Fitness is a booming industry with much to offer in the way of workouts and programs. BeachBody, P90X, Cross-Fit, TapOut, Insanity, etc… Many choices for those new to fitness as well as those just looking for something new to inspire them to keep going. The creators of these programs want the same thing as everyone else; to make the most money doing what they love to do (in this case, sell fitness). And like any business person, maximizing profits is important. Nothing wrong with that.
The problem that comes into play, however, is that some of these programs are not designed, or safe for, the general population. But they are being sold to the general population as if they are suitable for anyone. Unfortunately from a business perspective, the athletic population is much smaller than the general population, so if you are selling something to a small, niche group, you may not make as much money (or so you may think). These companies believe this, and in my opinion, often downplay the safety and compatibility concerns.
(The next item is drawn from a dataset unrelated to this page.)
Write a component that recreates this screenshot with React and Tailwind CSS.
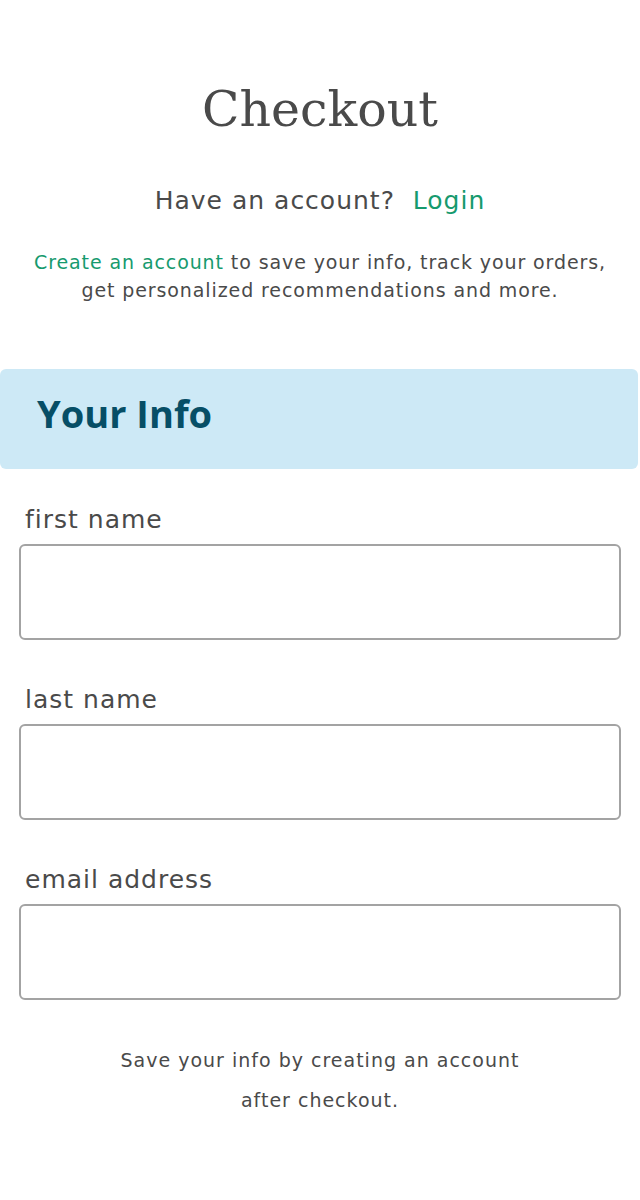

This past weekend, I was teaching a class for AFAA (American Fitness Association of America), one of the top certifying organization in the country for group fitness (and have been around the longest since 1983). One of the reasons I have always loved AFAA is their emphasis on critical thinking (as opposed to teaching students to memorize things), and their focus on following the latest scientific research, specifically in regards to effectiveness and safety. I have been working as a certifier and instructor in this capacity since 2006 (originally with a different organization). Needless to say, my job is to analyze students performance and critique every possible safety concern. As a certifier/examiner, my job is to watch someone exercise and pick apart anything and everything that could potentially injure a class participant, or a personal training client.
So if I watch you do a squat, my brain automatically says “where are the knees in relation to the toes and ankles?” (knees are to be in line with the ankles and never passed the toes), “is there less than a 90 degree angle under the knees?” (too much pressure on the knees, especially if weight is used), “is the back flat, spine in neutral alignment, or is the back in unsupported spinal flexion?” (unsupported spinal flexion can cause microscopic fractures of the spine), etc…
And while there are many movements, exercises, and stretches that are considered unsafe for all, some are only considered unsafe for the general population, but not the athletic population. This is an important distinction. As was mentioned in my class this past weekend, the hurdler’s stretch is a big no-no for general population, but for a track runner who does hurdles, totally appropriate.
Many programs on the market today (though not all), seem to be geared more towards the athletic population, but are inviting the general population to join in. This makes me very nervous because I fear too many sedentary and low-active individuals are getting themselves into something that is not appropriate for them, and serious injury may occur. On a less serious scale, it may just discourage people from being active if they can’t handle the rigorous workout.
I saw this happen recently at a conference I attended. We tried this very fun workout (I think it was called “Tapura”). Personally, I loved it! It was a combination of kickboxing, high-intensity aerobics, African dance, and boot camp. We even had people playing African drums rather than radio music. The class had a lot of repetitive movements, which I like, because it allows me to get my heart rate high and workout to the best of my ability without having to change movements all of the time. But as much as I enjoyed the workout, I couldn’t help but notice a few overweight and obese women in the room that just couldn’t handle it. They were feeling pressure from the instructor to keep pushing, but I could clearly see these women were in pain and not having fun. They kept stopping to catch their breath or take a break. They probably spent more time doing this than working out. The workout was clearly not meant for them.
Ideally, I would like to see a greater range of programs being offered and would like the companies selling them to keep in mind “who is the exercise appropriate for?”. Going back to what I mentioned before about profits, you can be very successful marketing and selling to a niche market if you understand your population. Athletes are the most willing to spend a lot of money on fitness. They will buy the best gadgets whether it be small things like fancy water bottles to $300 heart rate monitors, or even $1200 wet suits. Selling to the athletic population is easy. My hope is that more of these companies start working on niche marketing and getting away from trying to sell a “one-size-fits-all” program to the general public. Remember, there is no one program or workout good for everybody.